>>>>>

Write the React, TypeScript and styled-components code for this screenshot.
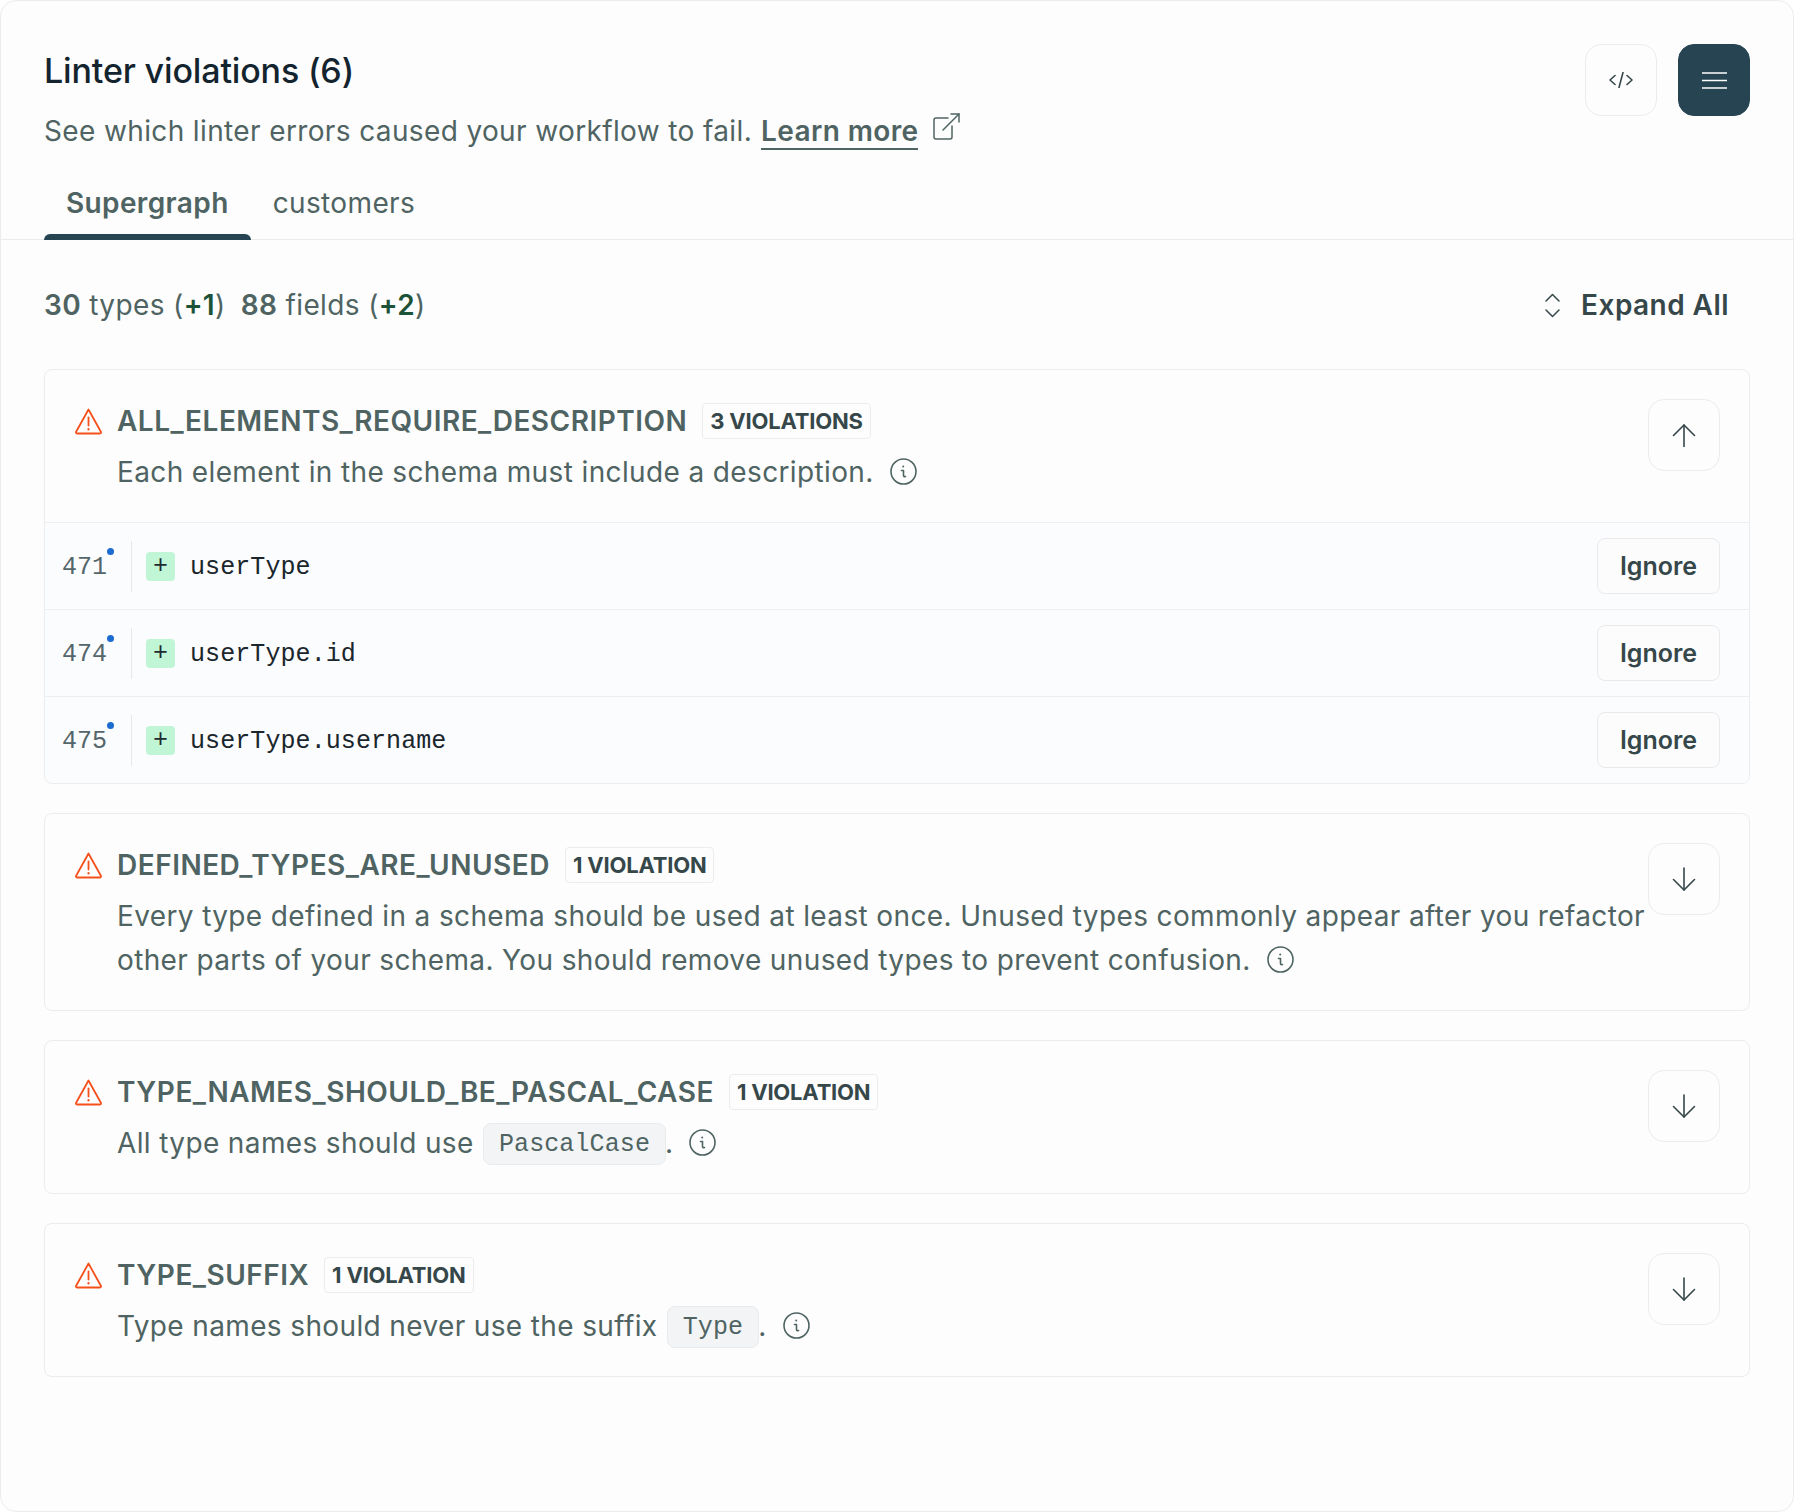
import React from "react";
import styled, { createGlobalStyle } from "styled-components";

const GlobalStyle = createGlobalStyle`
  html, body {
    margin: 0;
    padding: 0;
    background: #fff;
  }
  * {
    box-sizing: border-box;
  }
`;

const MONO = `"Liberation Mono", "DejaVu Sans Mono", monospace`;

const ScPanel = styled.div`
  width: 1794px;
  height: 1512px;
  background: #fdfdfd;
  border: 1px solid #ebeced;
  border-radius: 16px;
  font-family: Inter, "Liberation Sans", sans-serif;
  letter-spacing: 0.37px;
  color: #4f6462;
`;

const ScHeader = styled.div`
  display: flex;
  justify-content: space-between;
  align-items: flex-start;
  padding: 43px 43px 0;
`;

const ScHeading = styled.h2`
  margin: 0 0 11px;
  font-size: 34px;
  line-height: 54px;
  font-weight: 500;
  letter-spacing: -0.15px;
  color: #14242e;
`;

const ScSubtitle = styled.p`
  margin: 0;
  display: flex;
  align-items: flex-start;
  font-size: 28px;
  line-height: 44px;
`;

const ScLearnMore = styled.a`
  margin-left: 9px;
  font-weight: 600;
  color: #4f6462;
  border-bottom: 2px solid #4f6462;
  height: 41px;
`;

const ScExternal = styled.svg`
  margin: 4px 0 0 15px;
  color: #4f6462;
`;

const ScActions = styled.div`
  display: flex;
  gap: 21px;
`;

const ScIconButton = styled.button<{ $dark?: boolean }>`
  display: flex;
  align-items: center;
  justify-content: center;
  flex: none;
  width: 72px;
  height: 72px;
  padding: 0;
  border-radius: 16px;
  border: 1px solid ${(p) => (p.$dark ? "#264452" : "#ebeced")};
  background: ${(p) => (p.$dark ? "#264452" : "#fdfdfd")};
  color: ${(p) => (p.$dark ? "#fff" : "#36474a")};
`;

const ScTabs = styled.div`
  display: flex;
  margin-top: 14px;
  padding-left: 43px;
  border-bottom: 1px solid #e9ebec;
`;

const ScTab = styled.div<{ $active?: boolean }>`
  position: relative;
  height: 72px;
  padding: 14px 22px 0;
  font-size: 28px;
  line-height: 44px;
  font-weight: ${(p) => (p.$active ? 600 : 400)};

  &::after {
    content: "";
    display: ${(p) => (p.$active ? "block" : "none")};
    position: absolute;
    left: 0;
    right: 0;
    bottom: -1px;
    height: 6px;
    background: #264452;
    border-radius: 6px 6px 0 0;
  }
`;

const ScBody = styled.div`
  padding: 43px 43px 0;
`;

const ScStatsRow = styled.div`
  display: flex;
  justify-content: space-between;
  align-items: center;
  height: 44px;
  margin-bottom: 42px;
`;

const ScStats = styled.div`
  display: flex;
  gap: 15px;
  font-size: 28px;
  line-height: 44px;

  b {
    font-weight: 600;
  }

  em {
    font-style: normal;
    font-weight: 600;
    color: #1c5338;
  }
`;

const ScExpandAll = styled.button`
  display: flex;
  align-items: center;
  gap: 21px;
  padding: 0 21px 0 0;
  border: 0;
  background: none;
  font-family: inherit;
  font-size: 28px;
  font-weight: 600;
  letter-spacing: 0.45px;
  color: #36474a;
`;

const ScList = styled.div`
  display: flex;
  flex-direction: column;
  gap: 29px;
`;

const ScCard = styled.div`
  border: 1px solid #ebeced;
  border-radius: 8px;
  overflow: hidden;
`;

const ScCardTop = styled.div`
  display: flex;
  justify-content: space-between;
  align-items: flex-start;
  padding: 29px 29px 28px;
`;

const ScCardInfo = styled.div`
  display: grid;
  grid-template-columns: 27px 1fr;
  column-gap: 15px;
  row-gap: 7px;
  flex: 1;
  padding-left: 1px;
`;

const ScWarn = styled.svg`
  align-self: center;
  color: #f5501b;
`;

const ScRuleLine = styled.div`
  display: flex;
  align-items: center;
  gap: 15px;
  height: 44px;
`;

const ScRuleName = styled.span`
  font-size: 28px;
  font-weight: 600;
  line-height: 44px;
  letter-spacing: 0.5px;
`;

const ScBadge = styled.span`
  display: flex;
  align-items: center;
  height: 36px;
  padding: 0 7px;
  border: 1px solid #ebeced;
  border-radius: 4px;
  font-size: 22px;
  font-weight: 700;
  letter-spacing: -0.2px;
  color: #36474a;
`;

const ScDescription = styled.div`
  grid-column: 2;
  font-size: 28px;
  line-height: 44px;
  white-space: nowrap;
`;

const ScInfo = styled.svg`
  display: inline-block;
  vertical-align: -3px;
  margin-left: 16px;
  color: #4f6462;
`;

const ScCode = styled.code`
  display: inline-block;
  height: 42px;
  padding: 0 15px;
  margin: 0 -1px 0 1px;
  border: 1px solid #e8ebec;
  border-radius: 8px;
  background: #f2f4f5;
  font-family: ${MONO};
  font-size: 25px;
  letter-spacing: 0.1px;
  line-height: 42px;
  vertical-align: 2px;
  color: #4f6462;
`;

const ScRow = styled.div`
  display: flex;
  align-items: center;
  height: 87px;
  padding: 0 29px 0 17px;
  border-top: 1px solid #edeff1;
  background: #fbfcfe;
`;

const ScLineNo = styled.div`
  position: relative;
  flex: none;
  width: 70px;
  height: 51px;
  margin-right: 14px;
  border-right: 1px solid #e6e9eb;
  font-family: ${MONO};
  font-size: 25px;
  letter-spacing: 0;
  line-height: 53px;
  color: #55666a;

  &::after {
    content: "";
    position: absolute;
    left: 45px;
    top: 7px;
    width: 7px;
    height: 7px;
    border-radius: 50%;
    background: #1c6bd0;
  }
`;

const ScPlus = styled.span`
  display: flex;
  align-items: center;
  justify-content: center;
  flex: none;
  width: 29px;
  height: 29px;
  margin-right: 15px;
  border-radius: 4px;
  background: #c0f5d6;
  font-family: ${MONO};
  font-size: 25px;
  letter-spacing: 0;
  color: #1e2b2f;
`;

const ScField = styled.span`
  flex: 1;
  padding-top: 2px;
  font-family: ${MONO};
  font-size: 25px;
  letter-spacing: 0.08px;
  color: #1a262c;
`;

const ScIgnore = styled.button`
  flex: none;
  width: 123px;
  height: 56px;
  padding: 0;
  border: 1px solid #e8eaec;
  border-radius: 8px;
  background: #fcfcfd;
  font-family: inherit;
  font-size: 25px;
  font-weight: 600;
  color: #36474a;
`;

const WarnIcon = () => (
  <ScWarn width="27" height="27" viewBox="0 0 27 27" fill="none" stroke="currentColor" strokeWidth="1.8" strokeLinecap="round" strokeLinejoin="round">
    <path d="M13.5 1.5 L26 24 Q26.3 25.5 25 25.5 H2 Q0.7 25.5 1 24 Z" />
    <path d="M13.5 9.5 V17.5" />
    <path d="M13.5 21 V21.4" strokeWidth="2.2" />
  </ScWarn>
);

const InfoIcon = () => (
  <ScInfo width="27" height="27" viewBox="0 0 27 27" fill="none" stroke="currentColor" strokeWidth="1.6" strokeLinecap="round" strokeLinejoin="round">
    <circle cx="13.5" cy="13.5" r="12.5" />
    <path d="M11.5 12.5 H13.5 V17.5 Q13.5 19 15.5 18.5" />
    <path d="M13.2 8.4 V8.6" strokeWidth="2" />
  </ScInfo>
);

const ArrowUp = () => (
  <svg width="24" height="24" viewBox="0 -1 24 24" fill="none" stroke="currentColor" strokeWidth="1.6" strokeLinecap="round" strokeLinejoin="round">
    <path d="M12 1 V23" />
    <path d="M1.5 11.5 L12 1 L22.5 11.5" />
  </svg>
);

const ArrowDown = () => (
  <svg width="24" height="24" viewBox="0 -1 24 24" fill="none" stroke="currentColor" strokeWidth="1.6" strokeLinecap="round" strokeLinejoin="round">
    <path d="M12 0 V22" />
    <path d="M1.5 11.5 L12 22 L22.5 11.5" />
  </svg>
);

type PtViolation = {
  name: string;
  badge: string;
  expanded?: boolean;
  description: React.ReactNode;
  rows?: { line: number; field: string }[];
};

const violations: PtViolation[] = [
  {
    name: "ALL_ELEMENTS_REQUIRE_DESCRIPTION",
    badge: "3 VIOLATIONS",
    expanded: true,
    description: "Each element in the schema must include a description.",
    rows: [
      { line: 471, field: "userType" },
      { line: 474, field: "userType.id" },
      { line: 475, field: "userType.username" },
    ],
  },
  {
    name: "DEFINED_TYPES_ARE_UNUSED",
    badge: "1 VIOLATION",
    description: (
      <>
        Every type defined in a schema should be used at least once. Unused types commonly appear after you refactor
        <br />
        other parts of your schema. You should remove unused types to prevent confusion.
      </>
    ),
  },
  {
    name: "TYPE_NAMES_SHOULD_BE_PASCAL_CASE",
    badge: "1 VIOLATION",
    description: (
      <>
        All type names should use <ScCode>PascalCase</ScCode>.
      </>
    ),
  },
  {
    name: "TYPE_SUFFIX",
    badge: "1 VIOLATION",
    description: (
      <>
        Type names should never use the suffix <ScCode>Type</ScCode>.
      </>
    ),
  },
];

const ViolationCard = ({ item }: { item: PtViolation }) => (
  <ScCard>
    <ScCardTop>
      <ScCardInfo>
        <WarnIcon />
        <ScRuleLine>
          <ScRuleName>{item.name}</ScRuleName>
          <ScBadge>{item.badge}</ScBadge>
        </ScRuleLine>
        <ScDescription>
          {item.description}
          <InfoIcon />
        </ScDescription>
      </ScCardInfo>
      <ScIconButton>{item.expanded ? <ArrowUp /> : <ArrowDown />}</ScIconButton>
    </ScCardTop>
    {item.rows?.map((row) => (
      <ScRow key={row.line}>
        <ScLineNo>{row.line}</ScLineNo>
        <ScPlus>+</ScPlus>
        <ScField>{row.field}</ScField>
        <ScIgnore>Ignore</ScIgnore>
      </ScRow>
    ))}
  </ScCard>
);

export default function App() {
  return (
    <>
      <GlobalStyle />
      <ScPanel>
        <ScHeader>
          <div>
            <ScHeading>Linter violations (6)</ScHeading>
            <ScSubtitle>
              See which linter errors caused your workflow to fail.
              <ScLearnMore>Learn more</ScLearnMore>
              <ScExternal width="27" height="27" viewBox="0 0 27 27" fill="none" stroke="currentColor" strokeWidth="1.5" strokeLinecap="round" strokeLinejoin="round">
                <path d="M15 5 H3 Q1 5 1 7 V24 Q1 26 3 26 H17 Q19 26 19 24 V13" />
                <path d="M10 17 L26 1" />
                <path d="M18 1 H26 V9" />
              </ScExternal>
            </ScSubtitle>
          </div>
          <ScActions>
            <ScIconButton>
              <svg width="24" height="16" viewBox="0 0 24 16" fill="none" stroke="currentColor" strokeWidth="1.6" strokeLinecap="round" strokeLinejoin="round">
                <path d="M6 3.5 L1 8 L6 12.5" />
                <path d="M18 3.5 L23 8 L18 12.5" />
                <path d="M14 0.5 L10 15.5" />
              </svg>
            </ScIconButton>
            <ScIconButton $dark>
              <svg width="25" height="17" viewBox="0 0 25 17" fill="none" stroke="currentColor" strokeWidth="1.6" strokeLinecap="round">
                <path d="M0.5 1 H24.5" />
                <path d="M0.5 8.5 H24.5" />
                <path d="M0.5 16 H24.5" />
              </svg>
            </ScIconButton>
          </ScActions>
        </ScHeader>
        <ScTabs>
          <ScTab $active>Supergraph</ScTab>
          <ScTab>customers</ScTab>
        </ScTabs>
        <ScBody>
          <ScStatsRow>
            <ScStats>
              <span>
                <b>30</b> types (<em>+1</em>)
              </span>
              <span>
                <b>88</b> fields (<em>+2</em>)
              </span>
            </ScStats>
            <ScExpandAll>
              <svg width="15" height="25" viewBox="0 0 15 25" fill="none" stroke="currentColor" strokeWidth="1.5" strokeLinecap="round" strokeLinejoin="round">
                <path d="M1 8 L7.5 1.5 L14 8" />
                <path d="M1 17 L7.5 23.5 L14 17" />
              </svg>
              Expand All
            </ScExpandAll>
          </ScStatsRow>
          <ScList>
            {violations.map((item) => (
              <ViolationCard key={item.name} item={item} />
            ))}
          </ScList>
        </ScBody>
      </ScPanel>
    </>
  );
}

<<<<<

◆ TASK DETAILS:
Select and copy every line of the listing with the word "React".

◆ EXPECTED ANSWER:
Write the React, TypeScript and styled-components code for this screenshot.
import React from "react";
  description: React.ReactNode;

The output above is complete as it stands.